• _EXERCISE_:
Without the images, write out all of the following entries exactly.

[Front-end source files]
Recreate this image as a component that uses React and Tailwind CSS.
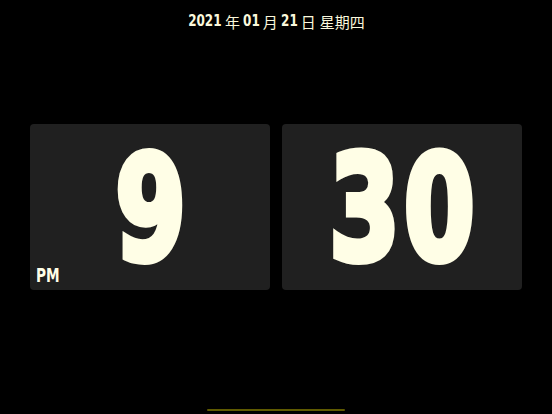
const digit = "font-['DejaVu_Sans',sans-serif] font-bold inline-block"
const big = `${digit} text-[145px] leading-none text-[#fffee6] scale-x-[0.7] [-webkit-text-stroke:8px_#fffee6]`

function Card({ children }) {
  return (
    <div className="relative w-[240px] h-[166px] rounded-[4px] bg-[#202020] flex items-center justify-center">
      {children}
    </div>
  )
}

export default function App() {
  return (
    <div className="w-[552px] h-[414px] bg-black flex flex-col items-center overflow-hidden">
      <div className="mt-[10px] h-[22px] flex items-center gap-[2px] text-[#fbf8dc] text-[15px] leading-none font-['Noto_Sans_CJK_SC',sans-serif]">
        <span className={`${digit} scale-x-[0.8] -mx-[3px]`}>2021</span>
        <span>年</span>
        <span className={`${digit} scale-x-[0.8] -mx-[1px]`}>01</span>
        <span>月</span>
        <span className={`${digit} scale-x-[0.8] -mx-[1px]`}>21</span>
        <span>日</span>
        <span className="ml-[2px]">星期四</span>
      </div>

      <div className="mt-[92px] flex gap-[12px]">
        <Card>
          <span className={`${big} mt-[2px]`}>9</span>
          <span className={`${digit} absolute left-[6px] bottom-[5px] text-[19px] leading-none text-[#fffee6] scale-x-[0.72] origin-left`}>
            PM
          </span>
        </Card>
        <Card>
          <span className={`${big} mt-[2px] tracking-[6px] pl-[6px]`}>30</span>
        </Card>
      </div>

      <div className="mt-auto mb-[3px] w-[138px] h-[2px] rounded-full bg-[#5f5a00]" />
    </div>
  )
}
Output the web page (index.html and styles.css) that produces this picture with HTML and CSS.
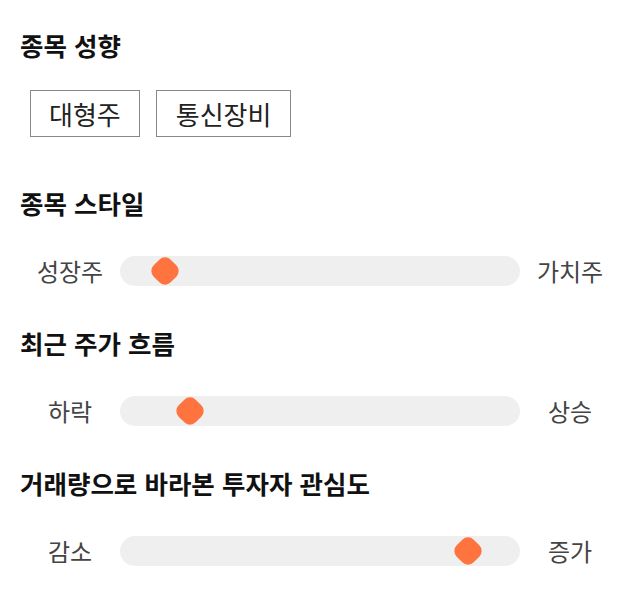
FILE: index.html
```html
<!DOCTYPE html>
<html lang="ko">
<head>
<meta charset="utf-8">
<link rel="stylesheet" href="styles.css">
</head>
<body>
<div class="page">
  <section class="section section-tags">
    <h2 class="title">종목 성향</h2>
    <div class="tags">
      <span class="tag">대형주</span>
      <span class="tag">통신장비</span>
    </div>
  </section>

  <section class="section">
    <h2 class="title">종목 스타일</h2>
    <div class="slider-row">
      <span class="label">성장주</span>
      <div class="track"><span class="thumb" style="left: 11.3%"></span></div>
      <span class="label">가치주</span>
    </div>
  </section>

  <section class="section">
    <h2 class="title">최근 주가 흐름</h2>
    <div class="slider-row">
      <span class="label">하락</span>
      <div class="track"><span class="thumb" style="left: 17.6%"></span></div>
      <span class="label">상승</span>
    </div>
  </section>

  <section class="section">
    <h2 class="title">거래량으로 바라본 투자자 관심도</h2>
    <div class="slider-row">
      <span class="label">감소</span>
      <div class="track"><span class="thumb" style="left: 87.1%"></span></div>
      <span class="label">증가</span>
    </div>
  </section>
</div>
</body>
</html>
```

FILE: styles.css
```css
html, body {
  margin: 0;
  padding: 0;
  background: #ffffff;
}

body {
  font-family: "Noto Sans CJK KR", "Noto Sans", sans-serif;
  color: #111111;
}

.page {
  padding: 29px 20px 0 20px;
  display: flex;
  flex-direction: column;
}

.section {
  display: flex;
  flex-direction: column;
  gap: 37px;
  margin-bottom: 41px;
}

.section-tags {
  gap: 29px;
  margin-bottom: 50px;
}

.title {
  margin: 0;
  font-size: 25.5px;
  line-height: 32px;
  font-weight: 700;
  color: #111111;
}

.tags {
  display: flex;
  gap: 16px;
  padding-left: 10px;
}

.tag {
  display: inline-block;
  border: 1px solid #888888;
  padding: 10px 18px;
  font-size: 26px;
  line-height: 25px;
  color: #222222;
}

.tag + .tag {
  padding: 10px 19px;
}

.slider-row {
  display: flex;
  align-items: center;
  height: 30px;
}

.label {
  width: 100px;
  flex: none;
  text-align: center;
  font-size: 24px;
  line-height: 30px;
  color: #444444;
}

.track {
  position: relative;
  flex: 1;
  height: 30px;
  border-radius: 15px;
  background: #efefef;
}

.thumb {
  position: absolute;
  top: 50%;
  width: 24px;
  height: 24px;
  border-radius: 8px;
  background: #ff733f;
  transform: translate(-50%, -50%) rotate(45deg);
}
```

• _TASK OUTPUT_:
Recreate this image as a component that uses React and Tailwind CSS.
const digit = "font-['DejaVu_Sans',sans-serif] font-bold inline-block"
const big = `${digit} text-[145px] leading-none text-[#fffee6] scale-x-[0.7] [-webkit-text-stroke:8px_#fffee6]`

function Card({ children }) {
  return (
    <div className="relative w-[240px] h-[166px] rounded-[4px] bg-[#202020] flex items-center justify-center">
      {children}
    </div>
  )
}

export default function App() {
  return (
    <div className="w-[552px] h-[414px] bg-black flex flex-col items-center overflow-hidden">
      <div className="mt-[10px] h-[22px] flex items-center gap-[2px] text-[#fbf8dc] text-[15px] leading-none font-['Noto_Sans_CJK_SC',sans-serif]">
        <span className={`${digit} scale-x-[0.8] -mx-[3px]`}>2021</span>
        <span>年</span>
        <span className={`${digit} scale-x-[0.8] -mx-[1px]`}>01</span>
        <span>月</span>
        <span className={`${digit} scale-x-[0.8] -mx-[1px]`}>21</span>
        <span>日</span>
        <span className="ml-[2px]">星期四</span>
      </div>

      <div className="mt-[92px] flex gap-[12px]">
        <Card>
          <span className={`${big} mt-[2px]`}>9</span>
          <span className={`${digit} absolute left-[6px] bottom-[5px] text-[19px] leading-none text-[#fffee6] scale-x-[0.72] origin-left`}>
            PM
          </span>
        </Card>
        <Card>
          <span className={`${big} mt-[2px] tracking-[6px] pl-[6px]`}>30</span>
        </Card>
      </div>

      <div className="mt-auto mb-[3px] w-[138px] h-[2px] rounded-full bg-[#5f5a00]" />
    </div>
  )
}
Output the web page (index.html and styles.css) that produces this picture with HTML and CSS.
FILE: index.html
```html
<!DOCTYPE html>
<html lang="ko">
<head>
<meta charset="utf-8">
<link rel="stylesheet" href="styles.css">
</head>
<body>
<div class="page">
  <section class="section section-tags">
    <h2 class="title">종목 성향</h2>
    <div class="tags">
      <span class="tag">대형주</span>
      <span class="tag">통신장비</span>
    </div>
  </section>

  <section class="section">
    <h2 class="title">종목 스타일</h2>
    <div class="slider-row">
      <span class="label">성장주</span>
      <div class="track"><span class="thumb" style="left: 11.3%"></span></div>
      <span class="label">가치주</span>
    </div>
  </section>

  <section class="section">
    <h2 class="title">최근 주가 흐름</h2>
    <div class="slider-row">
      <span class="label">하락</span>
      <div class="track"><span class="thumb" style="left: 17.6%"></span></div>
      <span class="label">상승</span>
    </div>
  </section>

  <section class="section">
    <h2 class="title">거래량으로 바라본 투자자 관심도</h2>
    <div class="slider-row">
      <span class="label">감소</span>
      <div class="track"><span class="thumb" style="left: 87.1%"></span></div>
      <span class="label">증가</span>
    </div>
  </section>
</div>
</body>
</html>
```

FILE: styles.css
```css
html, body {
  margin: 0;
  padding: 0;
  background: #ffffff;
}

body {
  font-family: "Noto Sans CJK KR", "Noto Sans", sans-serif;
  color: #111111;
}

.page {
  padding: 29px 20px 0 20px;
  display: flex;
  flex-direction: column;
}

.section {
  display: flex;
  flex-direction: column;
  gap: 37px;
  margin-bottom: 41px;
}

.section-tags {
  gap: 29px;
  margin-bottom: 50px;
}

.title {
  margin: 0;
  font-size: 25.5px;
  line-height: 32px;
  font-weight: 700;
  color: #111111;
}

.tags {
  display: flex;
  gap: 16px;
  padding-left: 10px;
}

.tag {
  display: inline-block;
  border: 1px solid #888888;
  padding: 10px 18px;
  font-size: 26px;
  line-height: 25px;
  color: #222222;
}

.tag + .tag {
  padding: 10px 19px;
}

.slider-row {
  display: flex;
  align-items: center;
  height: 30px;
}

.label {
  width: 100px;
  flex: none;
  text-align: center;
  font-size: 24px;
  line-height: 30px;
  color: #444444;
}

.track {
  position: relative;
  flex: 1;
  height: 30px;
  border-radius: 15px;
  background: #efefef;
}

.thumb {
  position: absolute;
  top: 50%;
  width: 24px;
  height: 24px;
  border-radius: 8px;
  background: #ff733f;
  transform: translate(-50%, -50%) rotate(45deg);
}
```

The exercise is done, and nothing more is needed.